Since I was a child, I knew the importance of work. When I was about 12 years old, my parents opened up a restaurant. I remember working after school and on weekends to help my parents from the time I was in middle school until I graduated from high school with their business. I learned such a strong work ethic and learned very quickly that if I wanted something, I had to work for it.
As an adult, that work ethic has not changed but I’ve had to re-evaluate the ‘why’ behind the work. We all work because it helps us to pay our bills, take care of children and help our families. Research states that the average person will spend 90,000 hours at work over a lifetime. How we spend our time at work and even outside of work is important in shaping the life that we are called to live.

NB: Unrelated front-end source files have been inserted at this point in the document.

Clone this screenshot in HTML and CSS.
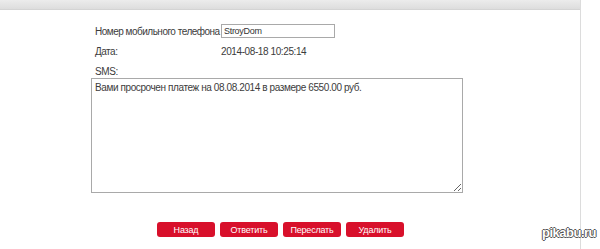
FILE: index.html
```html
<!DOCTYPE html>
<html lang="ru">
<head>
<meta charset="UTF-8">
<title>SMS</title>
<link rel="stylesheet" href="styles.css">
</head>
<body>
<div class="page">
<div class="topbar"></div>
<div class="content">
<div class="row">
<span class="label">Номер мобильного телефона</span>
<input class="phone" type="text" value="StroyDom">
</div>
<div class="row">
<span class="label">Дата:</span>
<span class="value">2014-08-18 10:25:14</span>
</div>
<div class="row sms-label">SMS:</div>
<textarea class="sms">Вами просрочен платеж на 08.08.2014 в размере 6550.00 руб.</textarea>
<div class="buttons">
<button type="button">Назад</button>
<button type="button">Ответить</button>
<button type="button">Переслать</button>
<button type="button">Удалить</button>
</div>
</div>
</div>
<div class="watermark">pikabu.ru</div>
</body>
</html>
```
FILE: styles.css
```css
body {
margin: 0;
background-color: #fff;
font-family: "Liberation Sans", Arial, sans-serif;
font-size: 10px;
letter-spacing: -0.4px;
color: #3c3c3c;
}
.page {
width: 580px;
height: 249px;
border-right: 1px solid #dcdcdc;
}
.topbar {
height: 9px;
background: linear-gradient(#ececec, #dddddd);
border-bottom: 1px solid #d4d4d4;
}
.content {
padding: 14px 0 0 95px;
}
.row {
display: flex;
align-items: center;
height: 14px;
margin-bottom: 6px;
white-space: nowrap;
}
.label {
width: 126px;
flex-shrink: 0;
letter-spacing: -0.5px;
}
.phone {
width: 108px;
height: 10px;
padding: 1px 2px;
margin: 0;
border: 1px solid #a9a9a9;
font-family: inherit;
font-size: 9px;
letter-spacing: -0.3px;
color: #333;
}
.sms-label {
margin-bottom: 2px;
}
.sms {
display: block;
width: 364px;
height: 107px;
margin: -2px 0 0 -4px;
padding: 3px;
border: 1px solid #a9a9a9;
font-family: inherit;
font-size: 10px;
letter-spacing: -0.4px;
color: #3c3c3c;
resize: both;
}
.buttons {
display: flex;
gap: 5px;
margin: 29px 0 0 62px;
}
.buttons button {
width: 58px;
height: 15px;
padding: 0;
border: none;
border-radius: 3px;
background-color: #d8102b;
color: #fff;
font-family: inherit;
font-size: 9px;
letter-spacing: -0.2px;
cursor: pointer;
}
.watermark {
position: absolute;
right: 4px;
bottom: 9px;
color: #fff;
font-size: 13px;
font-weight: bold;
letter-spacing: -0.5px;
text-shadow: -1px 0 #555, 1px 0 #555, 0 -1px #555, 0 1px #555;
}
```
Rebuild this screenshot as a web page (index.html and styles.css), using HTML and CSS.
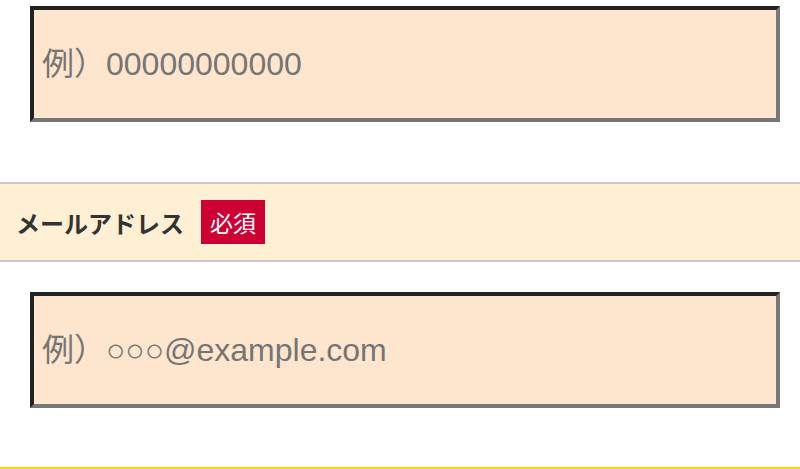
FILE: index.html
```html
<!DOCTYPE html>
<html lang="ja">
<head>
<meta charset="utf-8">
<title>フォーム</title>
<link rel="stylesheet" href="styles.css">
</head>
<body>
<form class="form">
  <div class="field">
    <input class="text-input" type="tel" placeholder="例）00000000000">
  </div>
  <div class="label-row">
    <span class="label-text">メールアドレス</span>
    <span class="badge">必須</span>
  </div>
  <div class="field field-second">
    <input class="text-input" type="email" placeholder="例）○○○@example.com">
  </div>
  <div class="next-section"></div>
</form>
</body>
</html>
```
FILE: styles.css
```css
html, body {
  margin: 0;
  padding: 0;
  background: #ffffff;
}
body {
  font-family: "Liberation Sans", "Noto Sans CJK JP", sans-serif;
  overflow: hidden;
}
.form {
  display: flex;
  flex-direction: column;
  padding-top: 6px;
}
.field {
  padding: 0 20px 0 30px;
}
.field-second {
  margin-top: 30px;
}
.text-input {
  display: block;
  box-sizing: border-box;
  width: 100%;
  height: 116px;
  margin: 0;
  padding: 0 8px;
  border-width: 4px;
  border-style: solid;
  border-color: #222222 #777777 #777777 #222222;
  border-radius: 0;
  background: #fee5cd;
  font-family: "Liberation Sans", "Noto Sans CJK JP", sans-serif;
  font-size: 32px;
  color: #333333;
  outline: none;
}
.text-input::placeholder {
  color: #757575;
  opacity: 1;
}
.label-row {
  margin-top: 60px;
  height: 76px;
  border-top: 2px solid #c8c8c8;
  border-bottom: 2px solid #c8c8c8;
  background: #fff0d4;
  display: flex;
  align-items: center;
  gap: 17px;
  padding-left: 16px;
}
.label-text {
  font-family: "Noto Sans CJK JP", sans-serif;
  font-weight: bold;
  font-size: 24px;
  color: #333333;
}
.badge {
  display: flex;
  align-items: center;
  justify-content: center;
  width: 64px;
  height: 44px;
  background: #cc0033;
  color: #ffffff;
  font-family: "Noto Sans CJK JP", sans-serif;
  font-size: 23px;
}
.next-section {
  margin-top: 59px;
  border-top: 2px solid #ffd700;
  height: 20px;
}
```
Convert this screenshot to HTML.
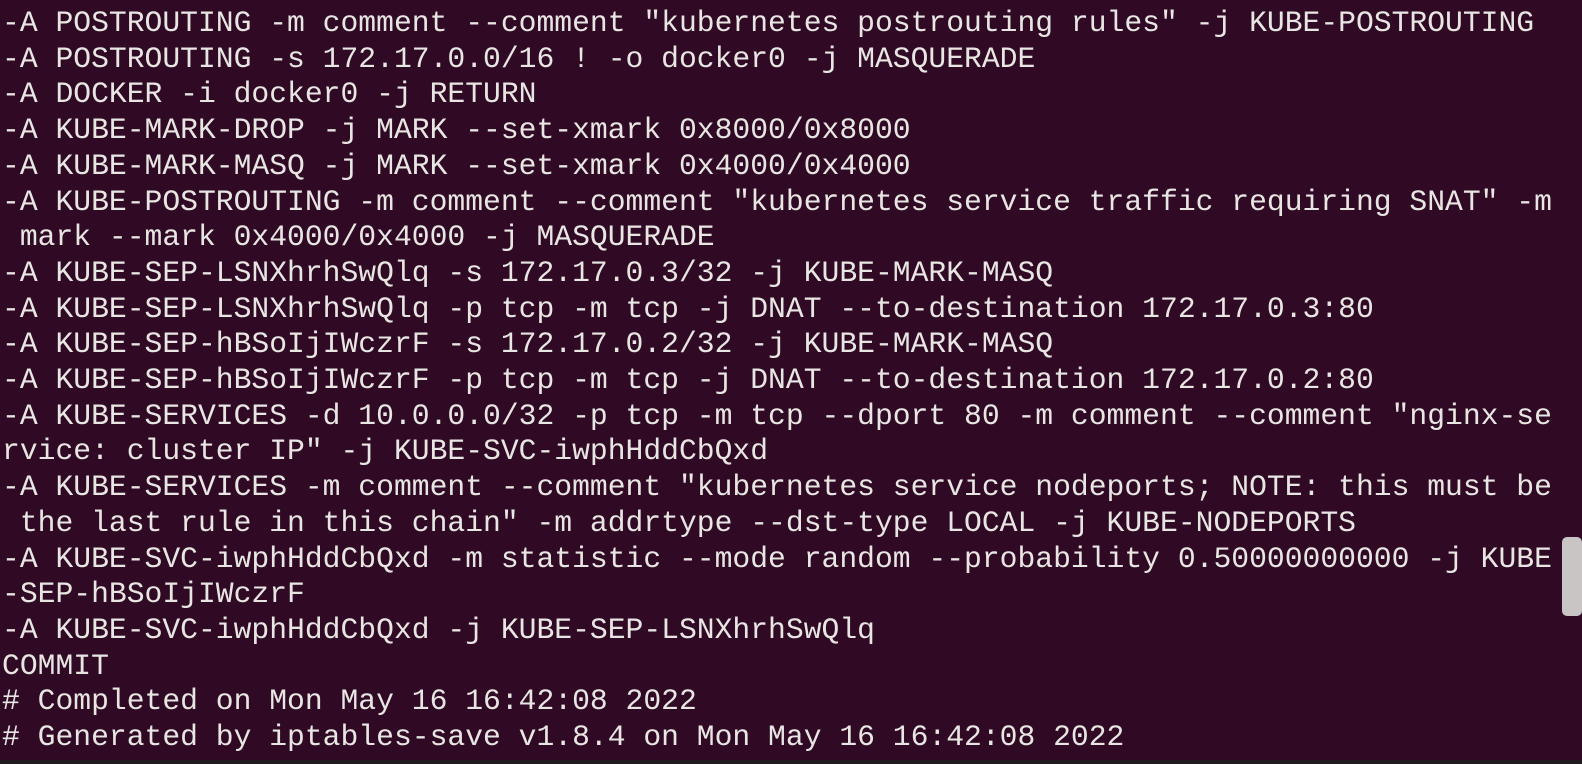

It’s easy to forget that our purpose is much bigger than what we do or the titles we possess. Making money is a means but it is not the end. Work can be a vehicle to build and utilize our gifts but ultimately, all that we do should glorify God. If we are going to spend so much time working, it is imperative that we seek God about our work.
For some reason, we tend to separate God from our work lives. It’s as if we go to church on Sunday and the rest of the week, we fail to recognize the role that God has in our daily lives and interactions, especially on the job. Many of us are miserable because we’ve sought human advice and instruction instead of seeking God—even in the very mundane tasks that we encounter every day. How is God a part of your work life?
Scripture reminds us of the bigger purpose for work:
- “Anyone who has been stealing must steal no longer, but must work, doing something useful with their own hands, that they may have something to share with those in need,” Ephesians 4:28. Work is not only for us but a mechanism to use our resources to bless others.
- “Do not work for food that spoils, but for food that endures to eternal life, which the Son of Man will give you,” John 6:27. We are not only working for just a life on earth but one that will allow us to ultimately reside with God in eternity. Is your life one you can be proud of? One that God will acknowledge because you were a ‘good and faithful servant’? (Matthew 25:23)
- The ‘Parable of the Talents,’ in Matthew 25:14–30 tells of a master who was leaving his house to travel. Before leaving, he entrusted his property to his servants. According to the abilities of each man, one servant received five talents, the second had received two, and the third received only one. Each one of the servants doubled what they were given with the exception of the servant with the one talent. He chose to bury his without maximizing what he was given. How are you multiplying the gifts, talents, and resources God has given you? Are you burying them in the ground waiting on the perfect opportunity to walk into your purpose or are you trusting God to multiply what you have in faith?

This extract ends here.